Ce que fuient ces familles, c’est d’abord la guerre. Une guerre civile meurtrière qui ravage le pays depuis le 1er février 2021, lorsque l’armée birmane a tiré un trait violent sur la parenthèse démocratique qui animait le pays depuis 2011. Dès lors, les attaques contre les civils se sont multipliées et plus de la moitié du pays à basculé dans l’indigence, vivant avec moins de 1,70 euro par jour.

La Thaïlande toute proche est ainsi devenue pour de nombreux Birmans de l’est synonyme d’une vie plus sûre et à l’abri du besoin. Illusions de la guerre qui engendre des rêves et des mirages là où la vie a laissé place à la survie. La moitié des deux millions de travailleurs migrants birmans en Thaïlande seraient en situation irrégulière d’après les associations locales, malgré les efforts constants de l’armée thaïlandaise pour repousser les réfugiés.

VENDUE À 3 ANS

L’exotique paysage cache une frontière et ses gardes armés.

L’exotique paysage cache une frontière et ses gardes armés. Les tirs qu’on entend la nuit disent le danger mortel qu’une traversée représente. Pourtant ici, à Mae Sai, au cœur du tristement célèbre Triangle d’or, cette zone frontière commune au Laos, à la Birmanie et à la Thaïlande où prolifèrent les trafics en tous genres, les traversées clandestines remontent bien avant la guerre actuelle. Oot est un habitué des lieux. Depuis plus de 10 ans, il essaye chaque soir d’établir un contact avec les mineurs isolés qui traversent la frontière.

Avec Nutchanad Boonkong, plus connue sous le nom de Kru Nam, la directrice de la fondation pour laquelle il travaille, ils tentent de protéger et d’offrir une échappatoire à ceux qui sont les victimes privilégiées des trafiquants locaux : les enfants !

L’histoire de Teng Mo n’est celle d’aucun autre. Elle raconte en creux les vicissitudes de notre époque et les dangers qui menacent les enfants séparés de leur famille. La jeune fille appartient à l’ethnie Akha, l’une des 135 ethnies minoritaires de Birmanie particulièrement représentée dans l’État Shan à la frontière avec la Thaïlande.

À 3 ans, Teng Mo était un enfant alibi qui permettait aux trafiquants de livrer de la drogue en endormant la vigilance des autorités.

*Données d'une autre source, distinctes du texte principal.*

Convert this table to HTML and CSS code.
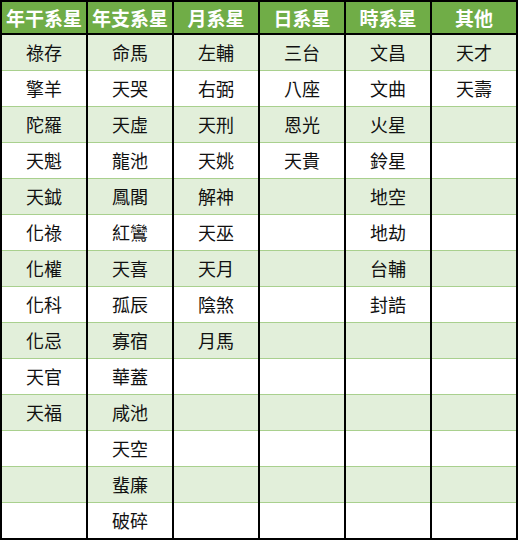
FILE: index.html
```html
<!DOCTYPE html>
<html lang="zh-Hant">
<head>
<meta charset="utf-8">
<title>星曜分類</title>
<link rel="stylesheet" href="styles.css">
</head>
<body>
<table class="stars">
<thead>
<tr><th>年干系星</th><th>年支系星</th><th>月系星</th><th>日系星</th><th>時系星</th><th>其他</th></tr>
</thead>
<tbody>
<tr><td>祿存</td><td>命馬</td><td>左輔</td><td>三台</td><td>文昌</td><td>天才</td></tr>
<tr><td>擎羊</td><td>天哭</td><td>右弼</td><td>八座</td><td>文曲</td><td>天壽</td></tr>
<tr><td>陀羅</td><td>天虛</td><td>天刑</td><td>恩光</td><td>火星</td><td></td></tr>
<tr><td>天魁</td><td>龍池</td><td>天姚</td><td>天貴</td><td>鈴星</td><td></td></tr>
<tr><td>天鉞</td><td>鳳閣</td><td>解神</td><td></td><td>地空</td><td></td></tr>
<tr><td>化祿</td><td>紅鸞</td><td>天巫</td><td></td><td>地劫</td><td></td></tr>
<tr><td>化權</td><td>天喜</td><td>天月</td><td></td><td>台輔</td><td></td></tr>
<tr><td>化科</td><td>孤辰</td><td>陰煞</td><td></td><td>封誥</td><td></td></tr>
<tr><td>化忌</td><td>寡宿</td><td>月馬</td><td></td><td></td><td></td></tr>
<tr><td>天官</td><td>華蓋</td><td></td><td></td><td></td><td></td></tr>
<tr><td>天福</td><td>咸池</td><td></td><td></td><td></td><td></td></tr>
<tr><td></td><td>天空</td><td></td><td></td><td></td><td></td></tr>
<tr><td></td><td>蜚廉</td><td></td><td></td><td></td><td></td></tr>
<tr><td></td><td>破碎</td><td></td><td></td><td></td><td></td></tr>
</tbody>
</table>
</body>
</html>
```
FILE: styles.css
```css
html, body {
  margin: 0;
  padding: 0;
  background: #ffffff;
}
body {
  font-family: "Noto Sans CJK TC", "Noto Sans CJK SC", sans-serif;
}
.stars {
  border-collapse: collapse;
  table-layout: fixed;
  width: 518px;
  border: 2px solid #000;
}
.stars th,
.stars td {
  width: 84px;
  padding: 0;
  text-align: center;
  vertical-align: middle;
  border-left: 2px solid #000;
  border-right: 2px solid #000;
}
.stars th {
  height: 31px;
  background: #70ad47;
  color: #ffffff;
  font-size: 19px;
  font-weight: bold;
  line-height: 31px;
  border-bottom: 2px solid #000;
}
.stars td {
  height: 35px;
  font-size: 18px;
  line-height: 35px;
  color: #111;
  border-bottom: 1px solid #a9d08e;
}
.stars tbody tr:nth-child(odd) td {
  background: #e2efda;
}
.stars tbody tr:last-child td {
  border-bottom: 2px solid #000;
}
```
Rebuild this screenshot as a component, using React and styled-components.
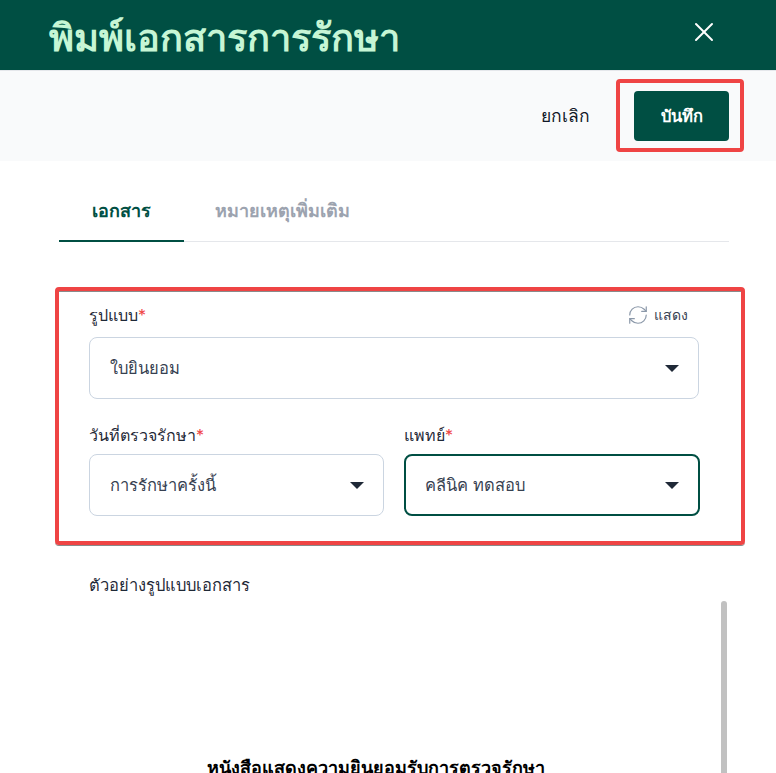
import React from 'react';
import styled, { createGlobalStyle } from 'styled-components';
import { X, RefreshCw } from 'lucide-react';

const GlobalStyle = createGlobalStyle`
  html, body {
    margin: 0;
    height: 100%;
    overflow: hidden;
    background: #fff;
    font-family: Inter, "Noto Sans", sans-serif;
    color: #1f2937;
  }
`;

const Page = styled.div`
  width: 776px;
  height: 773px;
  overflow: hidden;
  background: #fff;
`;

const Header = styled.header`
  height: 71px;
  box-sizing: border-box;
  padding: 4px 56px 0 49px;
  display: flex;
  align-items: center;
  justify-content: space-between;
  background: #004f43;
  border-bottom: 1px solid #e5e7eb;
`;

const Title = styled.h1`
  margin: 0;
  font-size: 38px;
  font-weight: 600;
  color: #c6f6d5;
`;

const CloseButton = styled.div`
  display: flex;
  color: #fff;
  margin-top: -10px;
`;

const Toolbar = styled.div`
  height: 90px;
  box-sizing: border-box;
  padding: 0 32px 0 0;
  display: flex;
  align-items: flex-start;
  justify-content: flex-end;
  gap: 26px;
  background: #f9fafb;
`;

const CancelButton = styled.div`
  margin-top: 31px;
  font-size: 17.5px;
  font-weight: 500;
  color: #111827;
`;

const Highlight = styled.div`
  border: 4px solid #ef4444;
  border-radius: 4px;
  box-sizing: border-box;
`;

const SaveHighlight = styled(Highlight)`
  width: 128px;
  height: 73px;
  margin-top: 8px;
  padding: 8px 11px 7px 14px;
`;

const SaveButton = styled.div`
  height: 50px;
  display: flex;
  align-items: center;
  justify-content: center;
  border-radius: 4px;
  background: #004f43;
  color: #fff;
  font-size: 16.5px;
  font-weight: 600;
`;

const Body = styled.div`
  padding: 29px 47px 0 59px;
`;

const Tabs = styled.div`
  display: flex;
  height: 51px;
  border-bottom: 1px solid #e5e7eb;
`;

const Tab = styled.div`
  width: ${p => p.$width}px;
  box-sizing: border-box;
  margin-bottom: -1px;
  text-align: center;
  line-height: 42px;
  font-size: 18px;
  font-weight: 600;
  color: ${p => (p.$active ? '#004f43' : '#9ca3af')};
  border-bottom: 2px solid ${p => (p.$active ? '#004f43' : 'transparent')};
`;

const FormHighlight = styled(Highlight)`
  width: 690px;
  height: 258px;
  margin: 45px 0 0 -4px;
  padding: 9px 42px 0 30px;
  box-shadow: inset 0 1px 0 #8a8a8a, 0 1px 0 #8a8a8a;
`;

const LabelRow = styled.div`
  display: flex;
  align-items: center;
  justify-content: space-between;
  height: ${p => (p.$compact ? 26 : 30)}px;
  margin-bottom: ${p => (p.$compact ? 6 : 7)}px;
  font-size: 16px;
`;

const Label = styled.label`
  font-size: 16px;
  color: #1f2937;
`;

const Required = styled.span`
  color: #ef4444;
`;

const ShowButton = styled.div`
  display: flex;
  align-items: center;
  gap: 5px;
  font-size: 14px;
  font-weight: 500;
  color: #374151;
  margin-right: 11px;
  svg { color: #8b98a9; }
`;

const Select = styled.div`
  height: 62px;
  box-sizing: border-box;
  padding: 0 19px 0 ${p => (p.$focused ? 19 : 20)}px;
  display: flex;
  align-items: center;
  justify-content: space-between;
  background: #fff;
  border: ${p => (p.$focused ? '2px solid #004f43' : '1px solid #cbd5e1')};
  border-radius: 8px;
  font-size: 16.5px;
  color: #374151;
`;

const Caret = styled.span`
  width: 0;
  height: 0;
  border-left: 7px solid transparent;
  border-right: 7px solid transparent;
  border-top: 7px solid #1f2937;
`;

const Columns = styled.div`
  display: grid;
  grid-template-columns: 295px 296px;
  gap: 20px;
  margin-top: 23px;
`;

const Preview = styled.div`
  position: relative;
  padding: 27px 0 0 30px;
`;

const PreviewLabel = styled.div`
  font-size: 16.5px;
  color: #1f2937;
`;

const PreviewPaper = styled.div`
  margin-top: 155px;
  width: 574px;
  text-align: center;
  font-family: "Liberation Serif", serif;
  font-size: 18px;
  font-weight: 700;
  color: #000;
`;

const ScrollThumb = styled.div`
  position: absolute;
  top: 56px;
  left: 662px;
  width: 6px;
  height: 200px;
  border-radius: 3px;
  background: #c1c1c1;
`;

const App = () => (
  <Page>
    <GlobalStyle />
    <Header>
      <Title>พิมพ์เอกสารการรักษา</Title>
      <CloseButton><X size={32} strokeWidth={1.5} /></CloseButton>
    </Header>
    <Toolbar>
      <CancelButton>ยกเลิก</CancelButton>
      <SaveHighlight><SaveButton>บันทึก</SaveButton></SaveHighlight>
    </Toolbar>
    <Body>
      <Tabs>
        <Tab $active $width={125}>เอกสาร</Tab>
        <Tab $width={197}>หมายเหตุเพิ่มเติม</Tab>
      </Tabs>
      <FormHighlight>
        <LabelRow>
          <Label>รูปแบบ<Required>*</Required></Label>
          <ShowButton><RefreshCw size={22} strokeWidth={1.3} />แสดง</ShowButton>
        </LabelRow>
        <Select>ใบยินยอม<Caret /></Select>
        <Columns>
          <div>
            <LabelRow $compact><Label>วันที่ตรวจรักษา<Required>*</Required></Label></LabelRow>
            <Select>การรักษาครั้งนี้<Caret /></Select>
          </div>
          <div>
            <LabelRow $compact><Label>แพทย์<Required>*</Required></Label></LabelRow>
            <Select $focused>คลีนิค ทดสอบ<Caret /></Select>
          </div>
        </Columns>
      </FormHighlight>
      <Preview>
        <PreviewLabel>ตัวอย่างรูปแบบเอกสาร</PreviewLabel>
        <PreviewPaper>หนังสือแสดงความยินยอมรับการตรวจรักษา</PreviewPaper>
        <ScrollThumb />
      </Preview>
    </Body>
  </Page>
);

export default App;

On ignore encore aujourd’hui comment Teng Mo est entrée dans l’univers des trafiquants. Est-elle une enfant trouvée? A-t-elle été enlevée aux siens? Ou bien sa famille l’a-t-elle vendue? Tout est possible. Ces trois cas de figure ont été rencontrés par Kru Nam. «On sait que Teng Mo a appartenu à trois familles distinctes qui l’ont achetée successivement pour différents travaux», explique celle qui a recueilli l’enfant à l’âge de 7 ans dans son foyer. À 3 ans, Teng Mo était un enfant alibi qui permettait aux trafiquants de livrer de la drogue en endormant la vigilance des autorités. Qui irait fouiller la couche d’un enfant ou la brique de jus de fruits qu’il tient à la main? En réalité, s’y cachent parfois des centaines de doses de Ya Ba : une méthamphétamine de synthèse à la composition extrêmement toxique : phosphore rouge, iode, lithium, ammoniac anhydre, ainsi que des solvants, bases et acides (toluène, acide sulfurique, acide iodhydrique et chlorhydrique, soude et ammoniaque). Les adultes se cachent ainsi derrière les enfants : « En janvier dernier, un enfant de 8 ans est arrêté par la police à Chiang Mai avec plus de 4000 doses sur lui », commente Oot. Lorsque son propriétaire meurt de la tuberculose, Teng Mo est récupérée par les trafiquants. Ces derniers se présentent aux parents comme des agences de placement et promettent de trouver un emploi pour leur enfant.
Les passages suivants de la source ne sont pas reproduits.